Fit a plain linear trend and you get a slope of 1.577 ppm per year, with an R² of 0.977. That is a tempting number. It explains 98% of the variance, and you could stop there and call it a day.
Fit a quadratic instead and R² climbs to 0.994. The coefficient on the squared-time term is 0.0131 ppm per year-squared, and its t-statistic is 45.7. I re-ran that to believe it. A t-stat over 45 means the curvature is not noise or a modeling artifact. It is about as statistically certain as anything you will measure in the wild.

The red line in that figure is the quadratic. It hugs the data so tightly that the only daylight between fit and reality is the seasonal jitter riding on top. The “average” slope of 1.577 ppm/yr describes no actual decade. It is the midpoint of a ramp.
I split the record into decades and fit a separate slope to each. This is where the abstraction becomes concrete:

Compare the first full decade of the record to the last. From 1959 through 1968, CO2 rose 0.713 ppm per year. From 2010 through 2019, it rose 2.385. The annual rate more than tripled, 3.35 times faster.
The picture is not perfectly monotonic. The 1990s came in fractionally below the 1980s, 1.526 against 1.544. I sat with that for a while. It is small, well within the slop you expect from decade-to-decade variability, and a sharp eye will spot it in the bar chart. I am leaving it in, because the honest picture has a dent in it and the dent does not change the conclusion. Every decade now adds more than three of the old years’ worth of carbon.
Now the part that made me stop and stare. The raw curve is not smooth. It wobbles up and down every single year, a sawtooth riding the trend. That wobble is the seasonal cycle, and you can pull it out cleanly by subtracting the adjusted column from the raw one.
Average that residual by calendar month and the rhythm is clear. CO2 peaks in May, sitting +3.10 ppm above the annual mean, and bottoms out in October at −3.31. Peak to trough, the swing is 6.41 ppm.

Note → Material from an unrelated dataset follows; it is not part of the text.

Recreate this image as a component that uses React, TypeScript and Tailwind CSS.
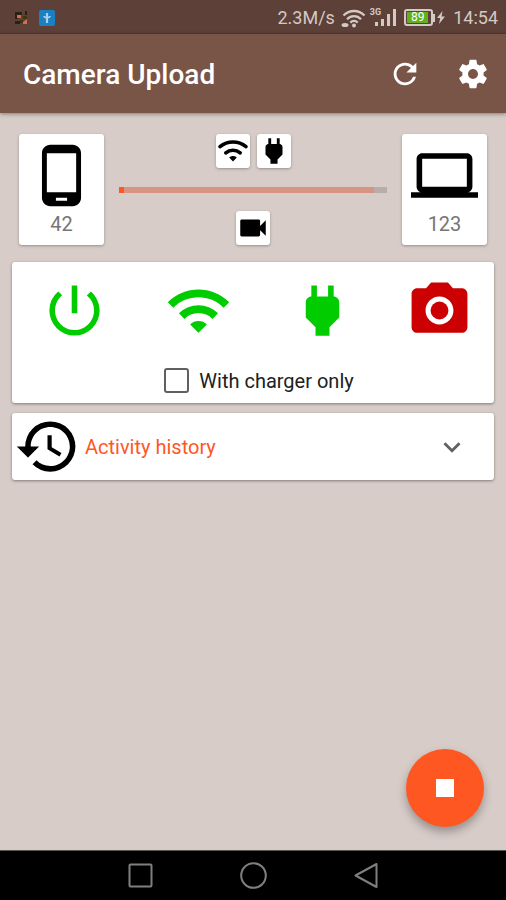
import { useState } from "react";
import {
  MdCameraAlt,
  MdExpandMore,
  MdHistory,
  MdLaptop,
  MdPhoneAndroid,
  MdPower,
  MdPowerSettingsNew,
  MdRefresh,
  MdVideocam,
  MdWifi,
} from "react-icons/md";

const conditions = [
  { icon: MdPowerSettingsNew, label: "Service", color: "text-[#00cc00]" },
  { icon: MdWifi, label: "Wi-Fi", color: "text-[#00cc00]" },
  { icon: MdPower, label: "Charger", color: "text-[#00cc00]" },
  { icon: MdCameraAlt, label: "Camera", color: "text-[#cc0000]" },
];

function GearIcon({ className }: { className?: string }) {
  return (
    <svg viewBox="0 0 24 24" fill="currentColor" className={className}>
      <path d="M19.43 12.98c.04-.32.07-.64.07-.98s-.03-.66-.07-.98l2.11-1.65c.19-.15.24-.42.12-.64l-2-3.46c-.12-.22-.39-.3-.61-.22l-2.49 1c-.52-.4-1.08-.73-1.69-.98l-.38-2.65C14.46 2.18 14.25 2 14 2h-4c-.25 0-.46.18-.49.42l-.38 2.65c-.61.25-1.17.59-1.69.98l-2.49-1c-.23-.09-.49 0-.61.22l-2 3.46c-.13.22-.07.49.12.64l2.11 1.65c-.04.32-.07.65-.07.98s.03.66.07.98l-2.11 1.65c-.19.15-.24.42-.12.64l2 3.46c.12.22.39.3.61.22l2.49-1c.52.4 1.08.73 1.69.98l.38 2.65c.03.24.24.42.49.42h4c.25 0 .46-.18.49-.42l.38-2.65c.61-.25 1.17-.59 1.69-.98l2.49 1c.23.09.49 0 .61-.22l2-3.46c.12-.22.07-.49-.12-.64l-2.11-1.65zM12 15.5c-1.93 0-3.5-1.57-3.5-3.5s1.57-3.5 3.5-3.5 3.5 1.57 3.5 3.5-1.57 3.5-3.5 3.5z" />
    </svg>
  );
}

// Wi-Fi with rounded ends, used on the small tile
function RoundWifiIcon({ className }: { className?: string }) {
  return (
    <svg viewBox="0 0 34 34" fill="none" stroke="currentColor" strokeWidth="3.6" strokeLinecap="round" className={className}>
      <path d="M4 12.6c7.6-6.2 18.4-6.2 26 0" />
      <path d="M9.800 18.900c4.200-3.600 10.200-3.600 14.400 0" />
      <path d="M13.200 23.600c2.200-2 5.400-2 7.600 0L17 27.600z" fill="currentColor" stroke="none" />
    </svg>
  );
}

function StatusBar() {
  return (
    <div className="flex h-[34px] items-center justify-between border-b border-[#523a31] bg-[#5d4037] pt-0.5 pr-2 pl-3.5 text-[#d3c9c5]">
      <div className="flex items-center gap-2.5">
        <svg viewBox="0 0 15 16" className="h-4 w-[15px]">
          <path d="M1 2h7v3H4v4H1zM11 1h2v4h-2zM1 11h5v3H1z" fill="#2a2013" />
          <path d="M9 6h4v3H9zM6 10h3v3H6z" fill="#3d3518" />
          <path d="M3 5h4v3H3z" fill="#d9694a" />
          <path d="M9 12l4-3v5H9z" fill="#e0694a" />
        </svg>
        <svg viewBox="0 0 16 16" className="h-4 w-4">
          <rect width="16" height="16" rx="2" fill="#1a80c4" />
          <path d="M8 3v10" stroke="#a9d0ea" strokeWidth="2.2" />
          <path d="M5 6c0 2 6 2 6 0" fill="none" stroke="#a9d0ea" strokeWidth="1.6" />
        </svg>
      </div>
      <div className="flex items-center text-[18px] leading-6">
        <span>2.3M/s</span>
        <svg viewBox="0 0 27 20" fill="none" stroke="currentColor" strokeWidth="2.3" className="mr-[3px] ml-[5px] h-5 w-[27px]">
          <path d="M3.5 7.5c6-6 15-6 21 0M7 11.200c4-4 10-4 14 0M10.300 14.600c2.200-2.200 5.200-2.200 7.400 0" />
          <circle cx="14" cy="17.500" r="2" fill="currentColor" stroke="none" />
          <ellipse cx="5" cy="17" rx="3.500" ry="2" fill="currentColor" stroke="none" />
        </svg>
        <span className="self-start text-[9px] leading-3 font-bold">3G</span>
        <svg viewBox="0 0 21 19" fill="currentColor" className="-ml-1.5 h-[19px] w-[21px]">
          <path d="M0 14h3v4H0zM6 11h3v7H6zM12 6h3v12h-3zM18 1h3v17h-3z" />
        </svg>
        <div className="ml-2 flex h-[17px] w-[29px] items-center rounded-[3px] border-2 border-current pl-px">
          <span className="h-[11px] w-[21px] bg-[#62b01e] text-center text-[12px] leading-[11px] text-white">89</span>
        </div>
        <span className="h-2 w-0.5 bg-current" />
        <svg viewBox="0 0 8 13" fill="currentColor" className="ml-0.5 h-[13px] w-2">
          <path d="M5.500 0L0 7h3.200L2 13l6-7.500H4.600z" />
        </svg>
        <span className="ml-2">14:54</span>
      </div>
    </div>
  );
}

function NavBar() {
  return (
    <nav className="flex h-[50px] items-center justify-center gap-[86px] border-t border-[#555] bg-black text-[#808080]">
      <button aria-label="Recent apps">
        <svg viewBox="0 0 27 27" fill="none" stroke="currentColor" strokeWidth="2" className="size-[27px]">
          <rect x="2.500" y="2.500" width="22" height="22" rx="1" />
        </svg>
      </button>
      <button aria-label="Home">
        <svg viewBox="0 0 27 27" fill="none" stroke="currentColor" strokeWidth="2" className="size-[27px]">
          <circle cx="13.500" cy="13.500" r="12.300" />
        </svg>
      </button>
      <button aria-label="Back">
        <svg viewBox="0 0 27 27" fill="none" stroke="currentColor" strokeWidth="2" strokeLinejoin="round" className="size-[27px]">
          <path d="M23.500 2v23L2.500 13.500z" />
        </svg>
      </button>
    </nav>
  );
}

export default function App() {
  const [chargerOnly, setChargerOnly] = useState(false);
  const [uploaded] = useState(2);
  const [queued] = useState(95);

  return (
    <div className="flex min-h-screen flex-col bg-[#d7ccc8] font-['Roboto',sans-serif]">
      <StatusBar />

      {/* App bar */}
      <header className="flex h-[79px] items-center justify-between bg-[#795548] pr-4 pl-[23px] text-white shadow-[0_1px_4px_rgba(0,0,0,0.4)]">
        <h1 className="pt-0.5 text-[28px] leading-8 font-medium">Camera Upload</h1>
        <div className="flex gap-[34px]">
          <button aria-label="Refresh">
            <MdRefresh className="size-[34px]" />
          </button>
          <button aria-label="Settings">
            <GearIcon className="size-[34px]" />
          </button>
        </div>
      </header>

      <main className="relative flex-1 px-3 pt-[21px]">
        {/* Transfer status */}
        <section className="flex justify-between px-[7px]">
          <div className="flex h-[111px] w-[85px] flex-col items-center rounded-[3px] bg-white pt-2 shadow-[0_1px_3px_rgba(0,0,0,0.3)]">
            <MdPhoneAndroid className="size-[67px]" />
            <span className="mt-[3px] text-[20px] leading-6 text-[#757575]">42</span>
          </div>

          <div className="flex flex-1 flex-col items-center justify-between px-[15px]">
            <div className="flex gap-[7px]">
              <div className="size-[34px] rounded-[3px] bg-white shadow-[0_1px_3px_rgba(0,0,0,0.3)]">
                <RoundWifiIcon className="size-[34px]" />
              </div>
              <div className="size-[34px] rounded-[3px] bg-white shadow-[0_1px_3px_rgba(0,0,0,0.3)]">
                <MdPower className="size-[34px]" />
              </div>
            </div>
            <div
              role="progressbar"
              aria-label="Upload progress"
              aria-valuenow={uploaded}
              className="flex h-1.5 w-full bg-[#b8adaa]"
            >
              <div className="bg-[#ff5722]" style={{ width: `${uploaded}%` }} />
              <div className="bg-[#d59580]" style={{ width: `${queued - uploaded}%` }} />
            </div>
            <div className="size-[34px] rounded-[3px] bg-white shadow-[0_1px_3px_rgba(0,0,0,0.3)]">
              <MdVideocam className="size-[34px]" />
            </div>
          </div>

          <div className="flex h-[111px] w-[85px] flex-col items-center rounded-[3px] bg-white pt-2 shadow-[0_1px_3px_rgba(0,0,0,0.3)]">
            <MdLaptop className="size-[67px]" />
            <span className="mt-[3px] text-[20px] leading-6 text-[#757575]">123</span>
          </div>
        </section>

        {/* Conditions */}
        <section className="mt-[17px] h-[141px] rounded-[3px] bg-white pt-[15px] shadow-[0_1px_3px_rgba(0,0,0,0.4)]">
          <div className="grid grid-cols-[124fr_124fr_124fr_110fr] justify-items-center">
            {conditions.map(({ icon: Icon, label, color }) => (
              <button key={label} aria-label={label} className={color}>
                <Icon className="size-[67px]" />
              </button>
            ))}
          </div>
          <label className="mt-6 flex items-center justify-center gap-2.5 pl-3 text-[20px] leading-6 text-[#212121]">
            <input
              type="checkbox"
              checked={chargerOnly}
              onChange={(e) => setChargerOnly(e.target.checked)}
              className="size-[25px] appearance-none rounded-[3px] border-2 border-[#606060] checked:bg-[#ff5722]"
            />
            With charger only
          </label>
        </section>

        {/* History */}
        <button className="mt-2.5 flex w-full items-center rounded-[3px] bg-white pr-[25px] pl-0.5 shadow-[0_1px_3px_rgba(0,0,0,0.4)]">
          <MdHistory className="size-[67px]" />
          <span className="ml-1 flex-1 text-left text-[20px] leading-6 text-[#ff5722]">Activity history</span>
          <MdExpandMore className="size-[34px] text-[#616161]" />
        </button>

        <button
          aria-label="Stop upload"
          className="absolute right-[22px] bottom-[23px] flex size-[78px] items-center justify-center rounded-full bg-[#ff5722] shadow-[0_5px_10px_rgba(0,0,0,0.3)]"
        >
          <span className="size-[18px] bg-white" />
        </button>
      </main>

      <NavBar />
    </div>
  );
}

This is the Northern Hemisphere’s forests inhaling and exhaling. Through spring and summer, leaves photosynthesize and pull carbon down, and the curve falls into its autumn low. Through fall and winter, plants and soils respire it back out and the curve climbs to its spring high. There is more land, and more vegetation, north of the equator, so the global signal follows the northern growing season. May is the moment right before the leaves kick in. October is right after they have done their year’s work.
What gets me is the scale. The breathing amplitude is 6.41 ppm. The total rise over the record is 100.48 ppm. The planet’s entire annual inhale-exhale is about a fifteenth of what we have added since 1958, and a single recent year’s increase of 2.39 ppm is more than a third of that seasonal half-swing. Each year the trough sits higher than the previous year’s peak. The planet breathes, and the breath keeps starting from a higher place.
This is one station. Everything above comes from a single instrument on a single Hawaiian volcano, and I should say that out loud. But Mauna Loa is the canonical record precisely because its remote, high-altitude air is well-mixed and free of local contamination, which is why Keeling put it there in 1958. This particular dataset ends in April 2020. The real-world numbers have kept climbing past 420 ppm since, so if anything the 3.35x figure understates where we are now.
I started this looking for a trend line. I found a curve that bends upward with a t-stat of 45.7 and a seasonal heartbeat the trend is slowly drowning out. The straight line was the comfortable answer. The quadratic is the true one.